* **Your objective**
Which lines hold the word "React"? Copy each one.

* **Collected data**
__________________________________________________

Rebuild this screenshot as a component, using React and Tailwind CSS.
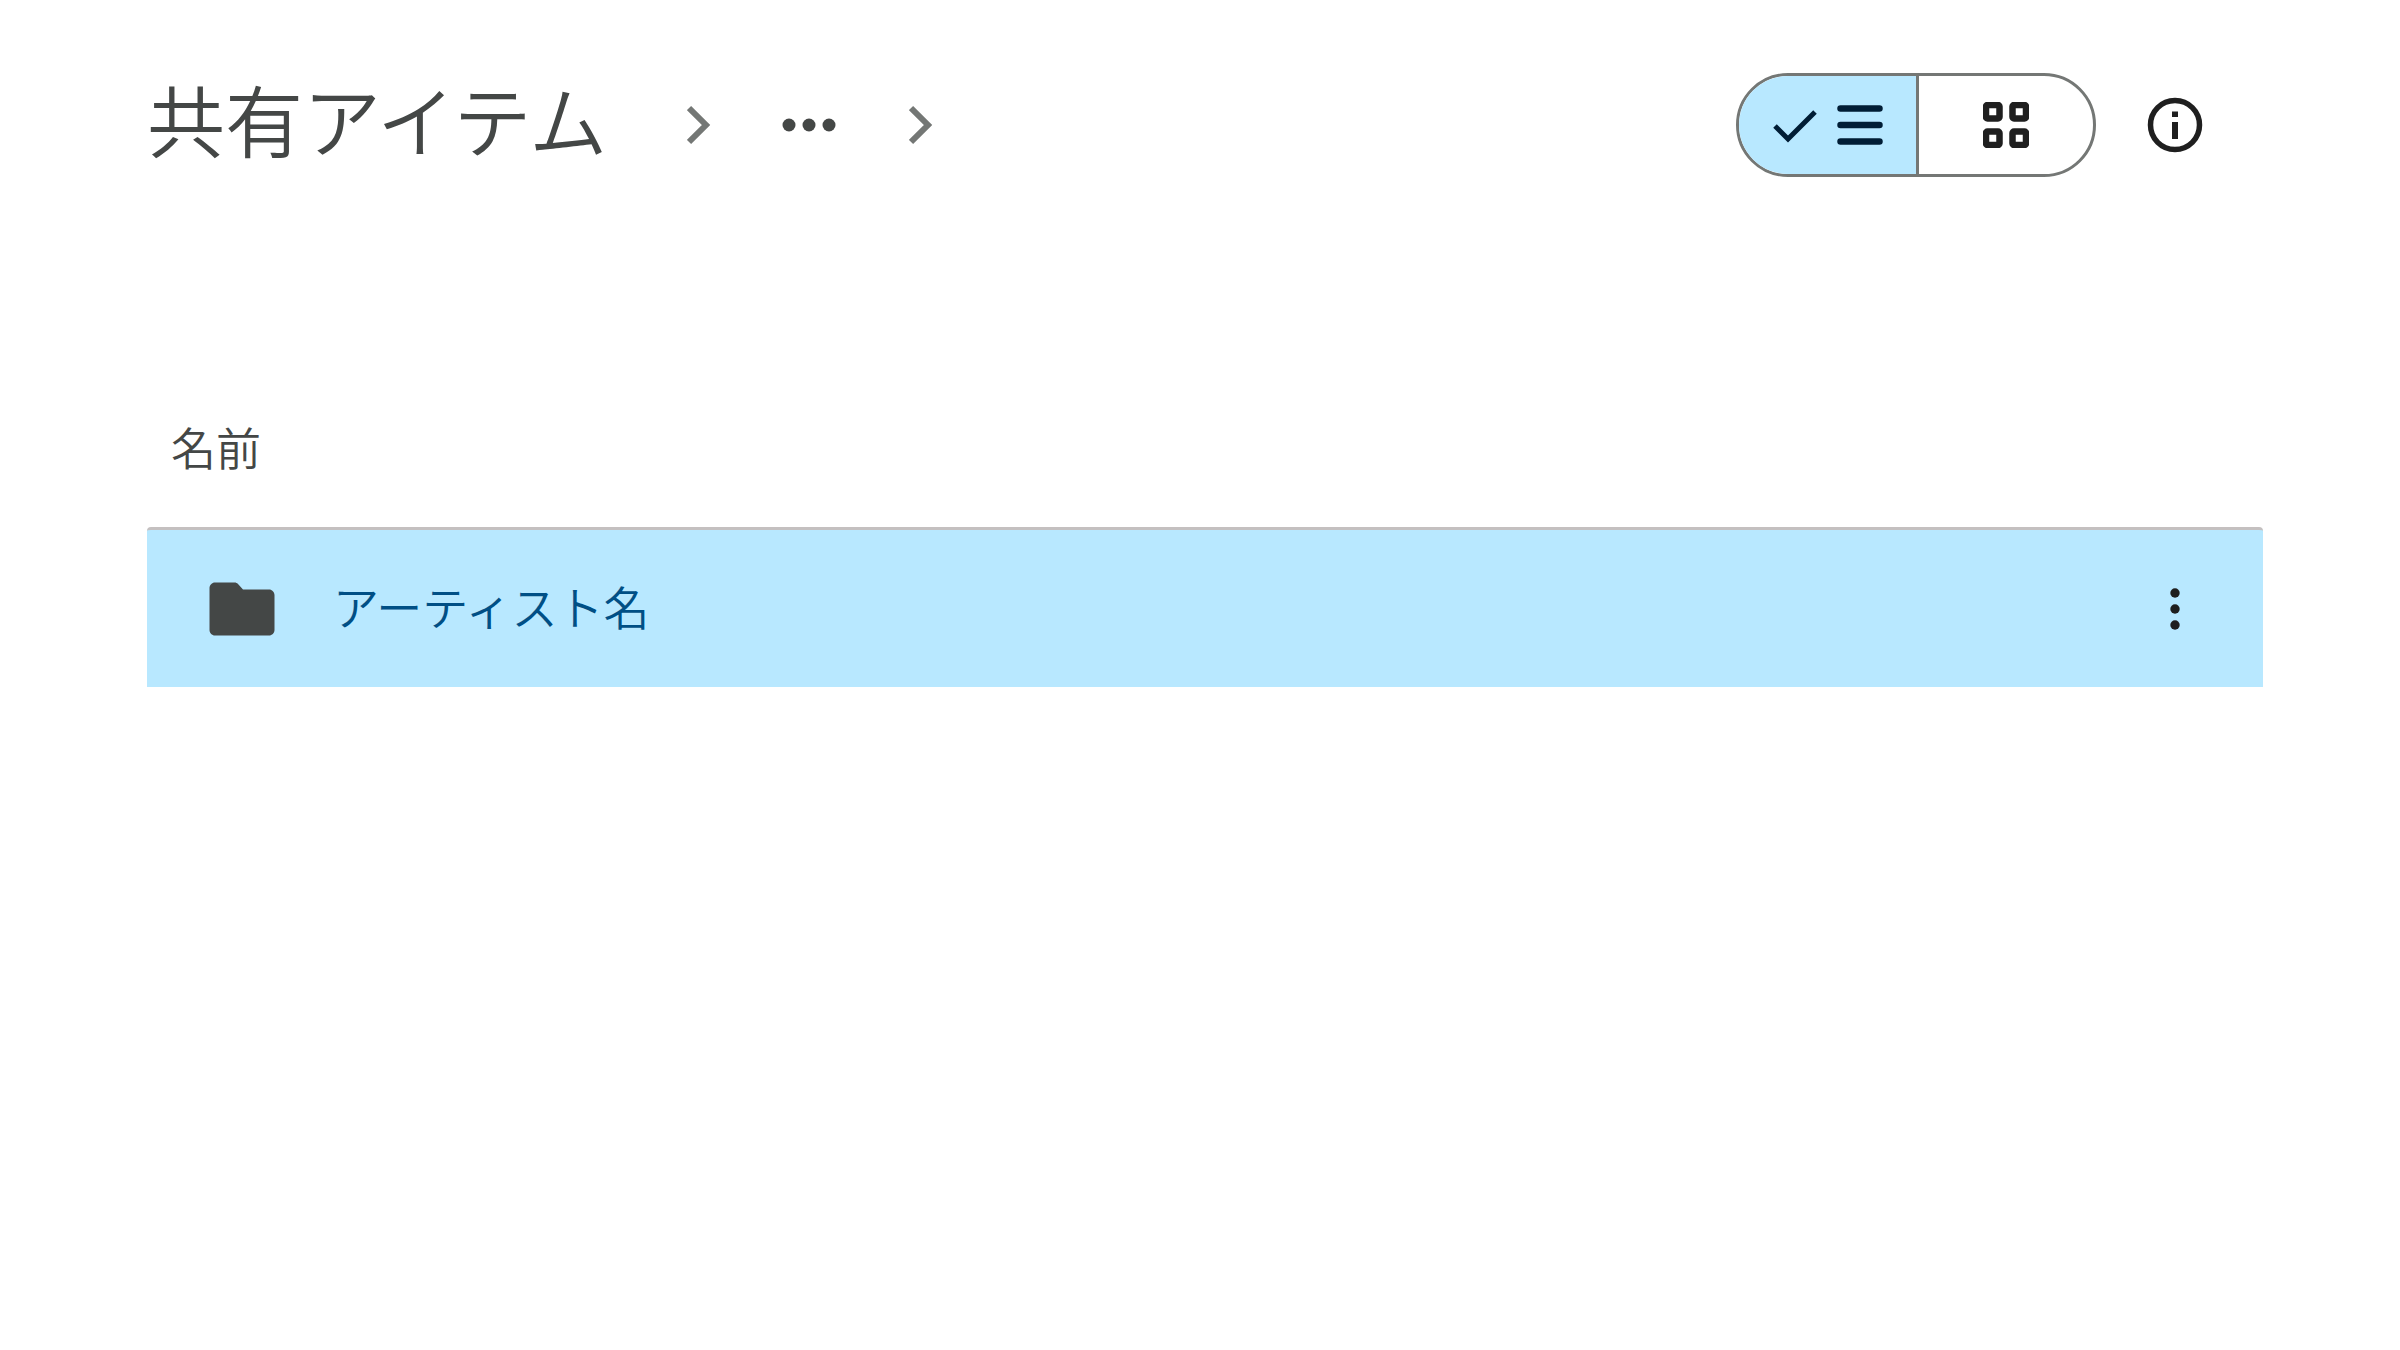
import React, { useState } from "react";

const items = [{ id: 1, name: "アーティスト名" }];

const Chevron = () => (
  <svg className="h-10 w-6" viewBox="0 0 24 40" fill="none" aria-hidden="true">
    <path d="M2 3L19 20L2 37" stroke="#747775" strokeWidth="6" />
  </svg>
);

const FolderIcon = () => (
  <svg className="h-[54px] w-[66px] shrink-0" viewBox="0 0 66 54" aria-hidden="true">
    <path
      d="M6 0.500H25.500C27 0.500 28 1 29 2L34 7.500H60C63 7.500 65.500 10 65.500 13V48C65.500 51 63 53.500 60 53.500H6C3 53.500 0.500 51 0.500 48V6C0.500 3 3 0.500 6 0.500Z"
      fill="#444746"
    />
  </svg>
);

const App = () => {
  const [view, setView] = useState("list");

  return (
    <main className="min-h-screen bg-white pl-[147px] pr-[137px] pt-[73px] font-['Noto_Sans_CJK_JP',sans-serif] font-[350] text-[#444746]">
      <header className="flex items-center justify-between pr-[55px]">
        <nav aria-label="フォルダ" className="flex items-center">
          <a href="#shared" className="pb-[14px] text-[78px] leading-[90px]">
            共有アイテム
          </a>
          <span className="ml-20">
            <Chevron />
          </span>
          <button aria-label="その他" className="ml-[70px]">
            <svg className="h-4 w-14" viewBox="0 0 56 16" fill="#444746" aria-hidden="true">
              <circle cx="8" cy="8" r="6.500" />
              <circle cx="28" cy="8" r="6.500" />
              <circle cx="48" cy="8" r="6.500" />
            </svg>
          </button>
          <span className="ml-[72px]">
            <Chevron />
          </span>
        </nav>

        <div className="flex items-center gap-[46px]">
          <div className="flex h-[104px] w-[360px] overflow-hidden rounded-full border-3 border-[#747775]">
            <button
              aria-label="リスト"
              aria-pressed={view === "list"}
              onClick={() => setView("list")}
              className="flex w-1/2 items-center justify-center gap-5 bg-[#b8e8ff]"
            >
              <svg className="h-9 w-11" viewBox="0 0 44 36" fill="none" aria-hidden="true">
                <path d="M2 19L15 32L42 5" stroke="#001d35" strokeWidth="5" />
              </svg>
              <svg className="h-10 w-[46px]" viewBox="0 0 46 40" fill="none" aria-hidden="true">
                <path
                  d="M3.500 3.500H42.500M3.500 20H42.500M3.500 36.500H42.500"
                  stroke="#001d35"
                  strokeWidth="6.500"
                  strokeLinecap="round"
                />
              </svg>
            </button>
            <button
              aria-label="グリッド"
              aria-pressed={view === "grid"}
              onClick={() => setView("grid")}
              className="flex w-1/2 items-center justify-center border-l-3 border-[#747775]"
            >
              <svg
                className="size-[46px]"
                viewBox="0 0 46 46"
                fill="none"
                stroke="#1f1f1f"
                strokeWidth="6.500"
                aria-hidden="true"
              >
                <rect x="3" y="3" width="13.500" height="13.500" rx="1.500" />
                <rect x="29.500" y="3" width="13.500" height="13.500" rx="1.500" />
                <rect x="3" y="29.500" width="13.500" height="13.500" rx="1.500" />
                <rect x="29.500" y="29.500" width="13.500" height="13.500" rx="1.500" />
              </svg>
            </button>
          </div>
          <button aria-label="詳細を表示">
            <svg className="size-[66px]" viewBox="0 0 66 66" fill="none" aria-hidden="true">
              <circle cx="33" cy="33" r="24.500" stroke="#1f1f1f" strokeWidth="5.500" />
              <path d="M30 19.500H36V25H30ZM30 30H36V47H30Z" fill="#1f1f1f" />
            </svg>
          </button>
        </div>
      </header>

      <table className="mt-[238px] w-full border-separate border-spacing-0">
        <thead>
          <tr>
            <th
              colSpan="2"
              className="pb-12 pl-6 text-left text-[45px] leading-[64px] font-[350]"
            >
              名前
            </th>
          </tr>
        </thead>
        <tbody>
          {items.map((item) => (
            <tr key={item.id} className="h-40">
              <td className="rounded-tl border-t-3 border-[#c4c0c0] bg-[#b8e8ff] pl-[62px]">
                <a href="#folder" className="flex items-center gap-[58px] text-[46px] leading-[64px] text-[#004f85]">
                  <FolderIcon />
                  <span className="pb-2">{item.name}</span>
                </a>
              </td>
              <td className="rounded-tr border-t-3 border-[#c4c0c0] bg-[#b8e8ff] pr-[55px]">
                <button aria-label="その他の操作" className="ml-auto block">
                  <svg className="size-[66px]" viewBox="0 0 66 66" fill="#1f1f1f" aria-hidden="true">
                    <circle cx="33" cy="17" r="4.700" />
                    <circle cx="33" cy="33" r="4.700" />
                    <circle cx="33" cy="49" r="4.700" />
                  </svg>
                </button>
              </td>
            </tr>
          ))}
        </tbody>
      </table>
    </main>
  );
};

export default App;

__________________________________________________

* **The solution**
Rebuild this screenshot as a component, using React and Tailwind CSS.
import React, { useState } from "react";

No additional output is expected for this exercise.